Labor does not play politics with national security legislation. Our committee work and our negotiation on amendments regarding the Surveillance Legislation Amendment (Identify and Disrupt) Bill testify to that, which is why I cannot conclude my remarks today without noting that we were very disheartened when, in June, Mr Morrison tried to blame Labor for somehow delaying this bill. The amended bill only passed the House yesterday. It only came out of the committee very recently. Yet almost three months ago, apparently—or so Mr Morrison said—Labor was blocking its passage. Three months ago the bipartisan intelligence and security committee, chaired by my colleague Senator Paterson, was still conducting its hearings and drafting its report. We were still doing the work of scrutiny that the Australian public would hope its elected officials do and take seriously. We were doing that together on the committee, constructively, in a bipartisan way and in the national interest, and I acknowledge my Liberal colleagues on the committee for that commitment that they bring. It is cause for dismay that Mr Morrison would publicly seek to undermine that bipartisan cooperation, and it is cause for dismay that Mr Morrison simply flat out lied on an issue of national security.

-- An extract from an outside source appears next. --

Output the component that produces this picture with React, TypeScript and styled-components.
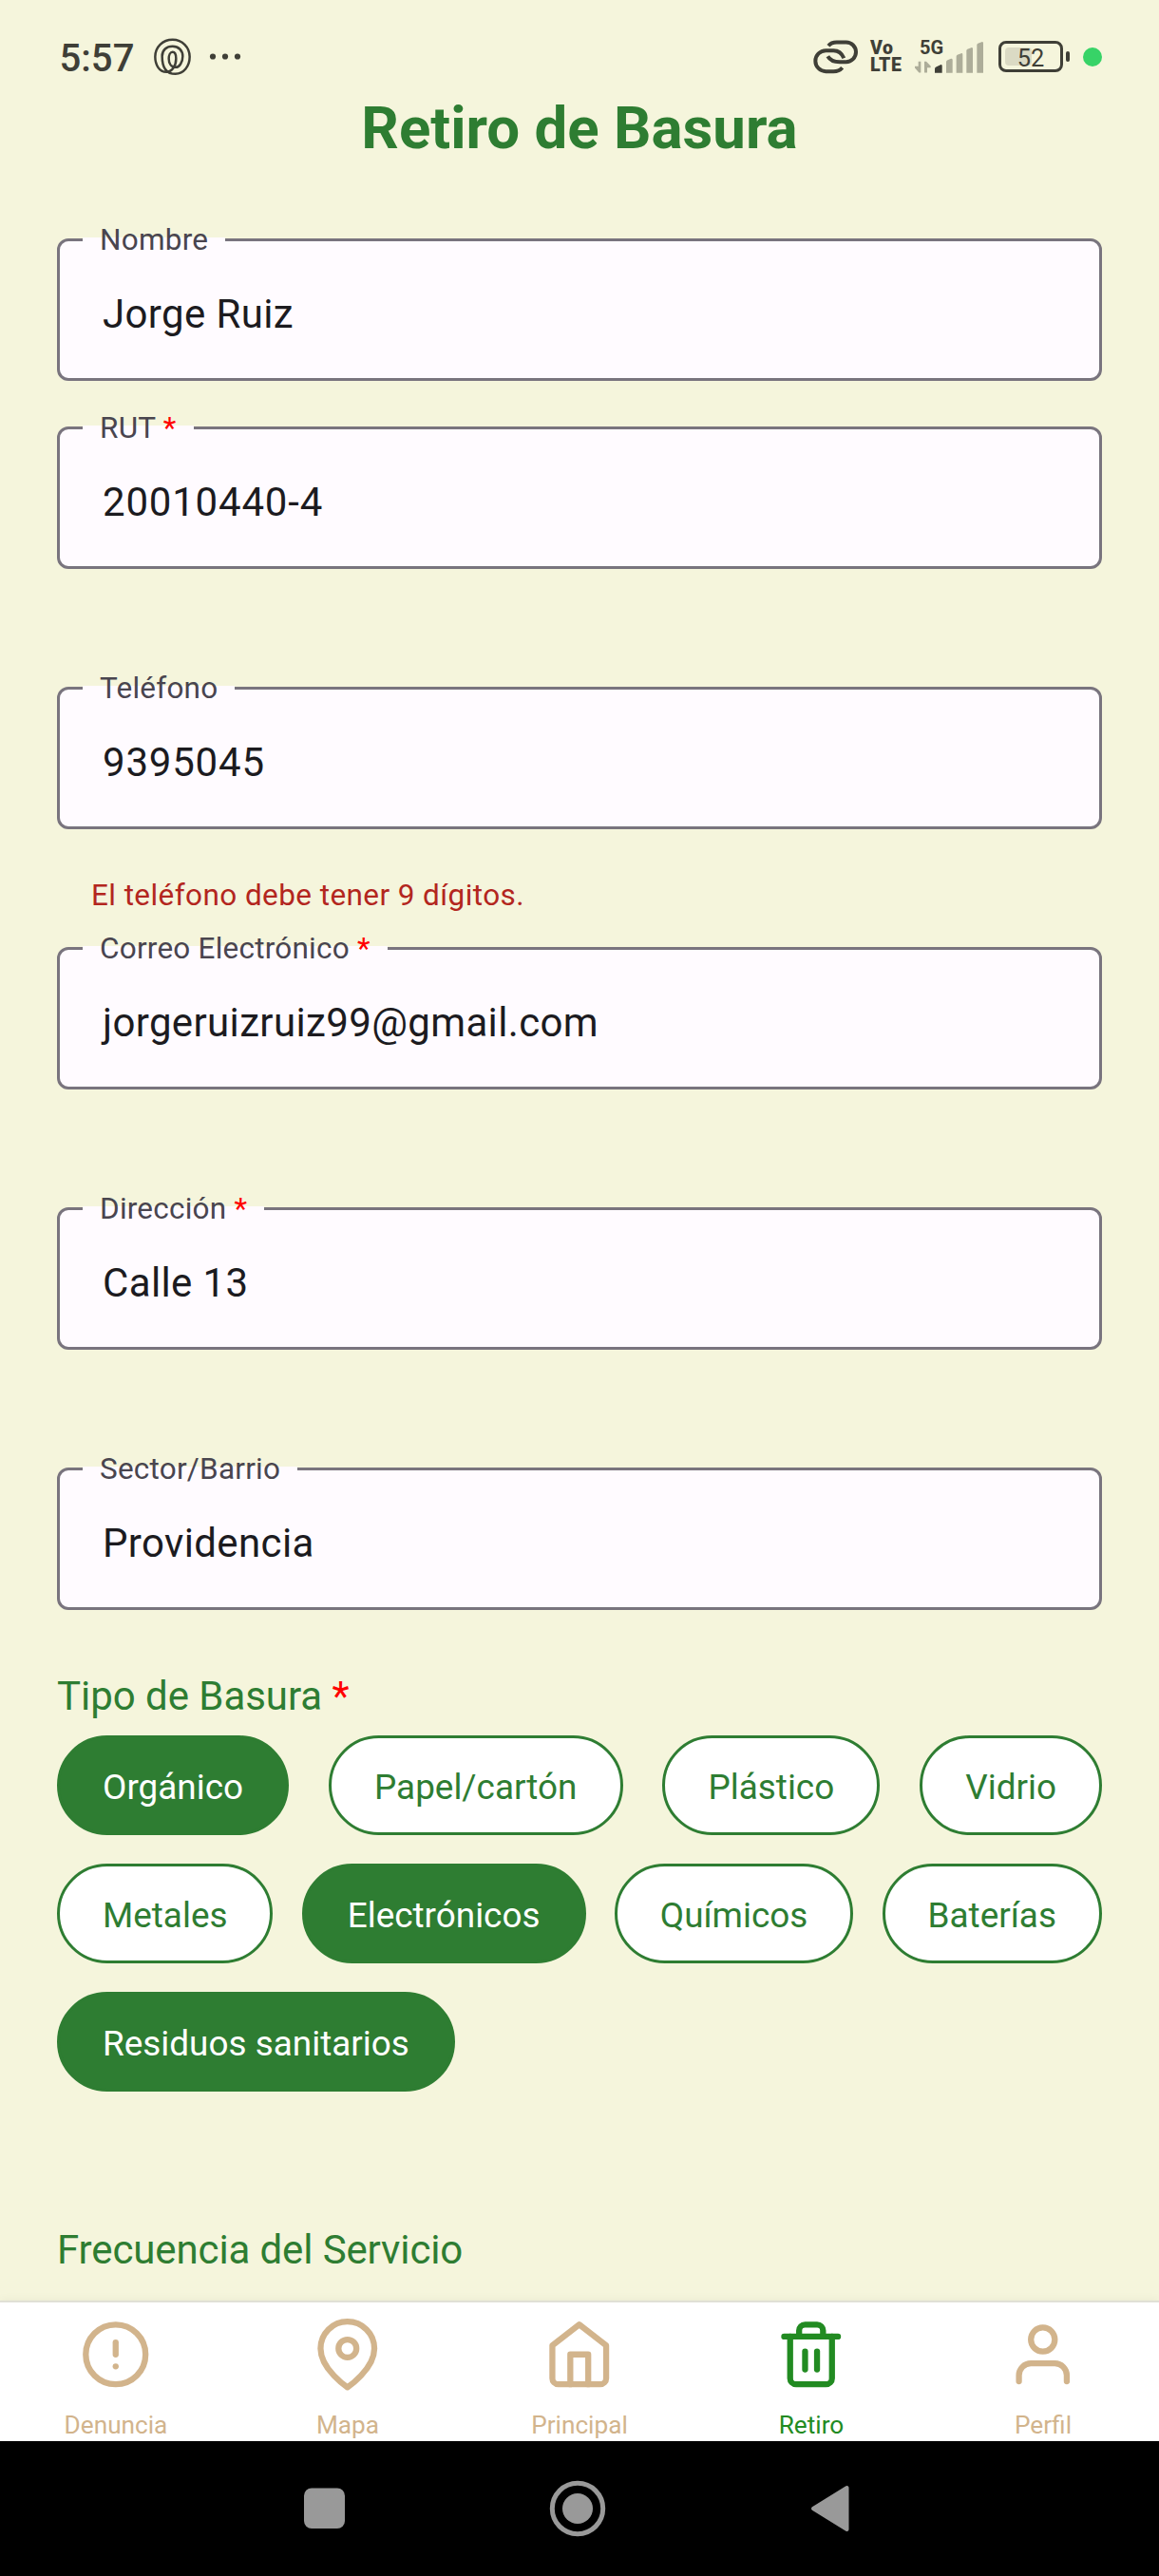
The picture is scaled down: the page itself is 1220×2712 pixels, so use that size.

Labor's goal in supporting this bill is to ensure that our agencies have the tip of the spear when confronting the most serious cyber-enabled crimes and that the AFP and the ACIC have the settings appropriate to a crime landscape that is forever changing with technological advances. It is a more robust bill as a result of the PJCIS's recommendations, and, as a result, Labor will be supporting it. It is vital we continue to work constructively in the interests of national security.